EXERCISE | Repeat each line of the material exactly.

MATERIAL |
================================

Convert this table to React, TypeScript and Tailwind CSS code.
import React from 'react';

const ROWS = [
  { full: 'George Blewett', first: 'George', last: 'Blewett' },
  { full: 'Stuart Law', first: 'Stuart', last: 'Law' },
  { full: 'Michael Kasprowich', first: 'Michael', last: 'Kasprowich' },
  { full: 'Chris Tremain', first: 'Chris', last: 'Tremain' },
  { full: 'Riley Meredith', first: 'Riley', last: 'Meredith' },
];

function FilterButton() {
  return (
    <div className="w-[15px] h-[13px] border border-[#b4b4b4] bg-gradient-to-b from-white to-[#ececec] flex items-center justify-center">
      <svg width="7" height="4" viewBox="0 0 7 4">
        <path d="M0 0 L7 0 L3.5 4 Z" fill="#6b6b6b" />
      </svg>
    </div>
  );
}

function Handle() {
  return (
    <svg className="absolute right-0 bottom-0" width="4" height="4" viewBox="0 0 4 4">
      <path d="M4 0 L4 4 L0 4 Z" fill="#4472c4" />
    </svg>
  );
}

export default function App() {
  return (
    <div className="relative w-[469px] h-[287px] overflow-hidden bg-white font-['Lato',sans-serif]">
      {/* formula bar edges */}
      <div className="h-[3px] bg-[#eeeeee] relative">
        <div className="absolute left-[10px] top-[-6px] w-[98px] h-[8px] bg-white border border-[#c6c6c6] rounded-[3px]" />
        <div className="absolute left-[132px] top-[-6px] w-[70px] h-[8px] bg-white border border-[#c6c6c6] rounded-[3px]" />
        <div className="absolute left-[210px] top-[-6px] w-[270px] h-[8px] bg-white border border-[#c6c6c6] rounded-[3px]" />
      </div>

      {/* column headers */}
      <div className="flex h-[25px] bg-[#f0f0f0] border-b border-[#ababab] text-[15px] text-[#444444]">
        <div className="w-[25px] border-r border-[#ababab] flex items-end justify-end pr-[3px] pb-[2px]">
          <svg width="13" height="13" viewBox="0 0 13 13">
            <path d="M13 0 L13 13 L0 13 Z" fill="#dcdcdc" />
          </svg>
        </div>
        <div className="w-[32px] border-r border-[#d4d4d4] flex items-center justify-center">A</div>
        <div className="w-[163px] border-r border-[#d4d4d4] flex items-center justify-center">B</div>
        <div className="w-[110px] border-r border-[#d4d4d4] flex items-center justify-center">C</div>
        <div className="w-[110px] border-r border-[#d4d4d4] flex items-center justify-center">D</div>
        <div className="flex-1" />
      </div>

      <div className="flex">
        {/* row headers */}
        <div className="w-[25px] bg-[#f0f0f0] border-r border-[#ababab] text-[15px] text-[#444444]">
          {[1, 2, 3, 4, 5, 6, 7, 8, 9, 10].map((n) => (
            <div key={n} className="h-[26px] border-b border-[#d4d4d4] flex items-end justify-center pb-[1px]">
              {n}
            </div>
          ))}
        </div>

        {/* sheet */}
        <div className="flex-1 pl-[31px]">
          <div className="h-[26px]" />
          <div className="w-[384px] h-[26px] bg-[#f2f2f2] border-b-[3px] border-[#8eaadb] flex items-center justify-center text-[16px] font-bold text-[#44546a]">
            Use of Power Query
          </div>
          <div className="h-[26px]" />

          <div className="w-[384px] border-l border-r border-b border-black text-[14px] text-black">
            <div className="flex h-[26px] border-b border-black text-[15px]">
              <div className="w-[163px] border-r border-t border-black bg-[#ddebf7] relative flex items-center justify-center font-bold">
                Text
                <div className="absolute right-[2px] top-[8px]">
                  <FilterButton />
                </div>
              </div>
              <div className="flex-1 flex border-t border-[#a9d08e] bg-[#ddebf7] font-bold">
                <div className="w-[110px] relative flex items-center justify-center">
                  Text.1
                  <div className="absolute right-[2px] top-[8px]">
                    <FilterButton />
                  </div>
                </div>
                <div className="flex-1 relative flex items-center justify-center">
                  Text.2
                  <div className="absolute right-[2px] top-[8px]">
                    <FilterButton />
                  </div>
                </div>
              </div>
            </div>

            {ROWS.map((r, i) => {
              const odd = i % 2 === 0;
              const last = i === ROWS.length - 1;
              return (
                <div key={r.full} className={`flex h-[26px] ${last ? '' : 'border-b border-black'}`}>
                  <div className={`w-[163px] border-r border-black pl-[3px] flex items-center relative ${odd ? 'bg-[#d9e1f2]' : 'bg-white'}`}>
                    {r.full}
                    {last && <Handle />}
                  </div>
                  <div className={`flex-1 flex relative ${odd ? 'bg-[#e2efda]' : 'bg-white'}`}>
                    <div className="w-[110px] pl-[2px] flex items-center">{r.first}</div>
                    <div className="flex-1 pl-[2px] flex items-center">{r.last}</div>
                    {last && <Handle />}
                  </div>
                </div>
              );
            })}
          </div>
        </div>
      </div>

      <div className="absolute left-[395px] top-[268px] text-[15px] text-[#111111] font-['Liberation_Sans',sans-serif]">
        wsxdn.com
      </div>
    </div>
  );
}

================================

THE ANSWER |
Convert this table to React, TypeScript and Tailwind CSS code.
import React from 'react';

const ROWS = [
  { full: 'George Blewett', first: 'George', last: 'Blewett' },
  { full: 'Stuart Law', first: 'Stuart', last: 'Law' },
  { full: 'Michael Kasprowich', first: 'Michael', last: 'Kasprowich' },
  { full: 'Chris Tremain', first: 'Chris', last: 'Tremain' },
  { full: 'Riley Meredith', first: 'Riley', last: 'Meredith' },
];

function FilterButton() {
  return (
    <div className="w-[15px] h-[13px] border border-[#b4b4b4] bg-gradient-to-b from-white to-[#ececec] flex items-center justify-center">
      <svg width="7" height="4" viewBox="0 0 7 4">
        <path d="M0 0 L7 0 L3.5 4 Z" fill="#6b6b6b" />
      </svg>
    </div>
  );
}

function Handle() {
  return (
    <svg className="absolute right-0 bottom-0" width="4" height="4" viewBox="0 0 4 4">
      <path d="M4 0 L4 4 L0 4 Z" fill="#4472c4" />
    </svg>
  );
}

export default function App() {
  return (
    <div className="relative w-[469px] h-[287px] overflow-hidden bg-white font-['Lato',sans-serif]">
      {/* formula bar edges */}
      <div className="h-[3px] bg-[#eeeeee] relative">
        <div className="absolute left-[10px] top-[-6px] w-[98px] h-[8px] bg-white border border-[#c6c6c6] rounded-[3px]" />
        <div className="absolute left-[132px] top-[-6px] w-[70px] h-[8px] bg-white border border-[#c6c6c6] rounded-[3px]" />
        <div className="absolute left-[210px] top-[-6px] w-[270px] h-[8px] bg-white border border-[#c6c6c6] rounded-[3px]" />
      </div>

      {/* column headers */}
      <div className="flex h-[25px] bg-[#f0f0f0] border-b border-[#ababab] text-[15px] text-[#444444]">
        <div className="w-[25px] border-r border-[#ababab] flex items-end justify-end pr-[3px] pb-[2px]">
          <svg width="13" height="13" viewBox="0 0 13 13">
            <path d="M13 0 L13 13 L0 13 Z" fill="#dcdcdc" />
          </svg>
        </div>
        <div className="w-[32px] border-r border-[#d4d4d4] flex items-center justify-center">A</div>
        <div className="w-[163px] border-r border-[#d4d4d4] flex items-center justify-center">B</div>
        <div className="w-[110px] border-r border-[#d4d4d4] flex items-center justify-center">C</div>
        <div className="w-[110px] border-r border-[#d4d4d4] flex items-center justify-center">D</div>
        <div className="flex-1" />
      </div>

      <div className="flex">
        {/* row headers */}
        <div className="w-[25px] bg-[#f0f0f0] border-r border-[#ababab] text-[15px] text-[#444444]">
          {[1, 2, 3, 4, 5, 6, 7, 8, 9, 10].map((n) => (
            <div key={n} className="h-[26px] border-b border-[#d4d4d4] flex items-end justify-center pb-[1px]">
              {n}
            </div>
          ))}
        </div>

        {/* sheet */}
        <div className="flex-1 pl-[31px]">
          <div className="h-[26px]" />
          <div className="w-[384px] h-[26px] bg-[#f2f2f2] border-b-[3px] border-[#8eaadb] flex items-center justify-center text-[16px] font-bold text-[#44546a]">
            Use of Power Query
          </div>
          <div className="h-[26px]" />

          <div className="w-[384px] border-l border-r border-b border-black text-[14px] text-black">
            <div className="flex h-[26px] border-b border-black text-[15px]">
              <div className="w-[163px] border-r border-t border-black bg-[#ddebf7] relative flex items-center justify-center font-bold">
                Text
                <div className="absolute right-[2px] top-[8px]">
                  <FilterButton />
                </div>
              </div>
              <div className="flex-1 flex border-t border-[#a9d08e] bg-[#ddebf7] font-bold">
                <div className="w-[110px] relative flex items-center justify-center">
                  Text.1
                  <div className="absolute right-[2px] top-[8px]">
                    <FilterButton />
                  </div>
                </div>
                <div className="flex-1 relative flex items-center justify-center">
                  Text.2
                  <div className="absolute right-[2px] top-[8px]">
                    <FilterButton />
                  </div>
                </div>
              </div>
            </div>

            {ROWS.map((r, i) => {
              const odd = i % 2 === 0;
              const last = i === ROWS.length - 1;
              return (
                <div key={r.full} className={`flex h-[26px] ${last ? '' : 'border-b border-black'}`}>
                  <div className={`w-[163px] border-r border-black pl-[3px] flex items-center relative ${odd ? 'bg-[#d9e1f2]' : 'bg-white'}`}>
                    {r.full}
                    {last && <Handle />}
                  </div>
                  <div className={`flex-1 flex relative ${odd ? 'bg-[#e2efda]' : 'bg-white'}`}>
                    <div className="w-[110px] pl-[2px] flex items-center">{r.first}</div>
                    <div className="flex-1 pl-[2px] flex items-center">{r.last}</div>
                    {last && <Handle />}
                  </div>
                </div>
              );
            })}
          </div>
        </div>
      </div>

      <div className="absolute left-[395px] top-[268px] text-[15px] text-[#111111] font-['Liberation_Sans',sans-serif]">
        wsxdn.com
      </div>
    </div>
  );
}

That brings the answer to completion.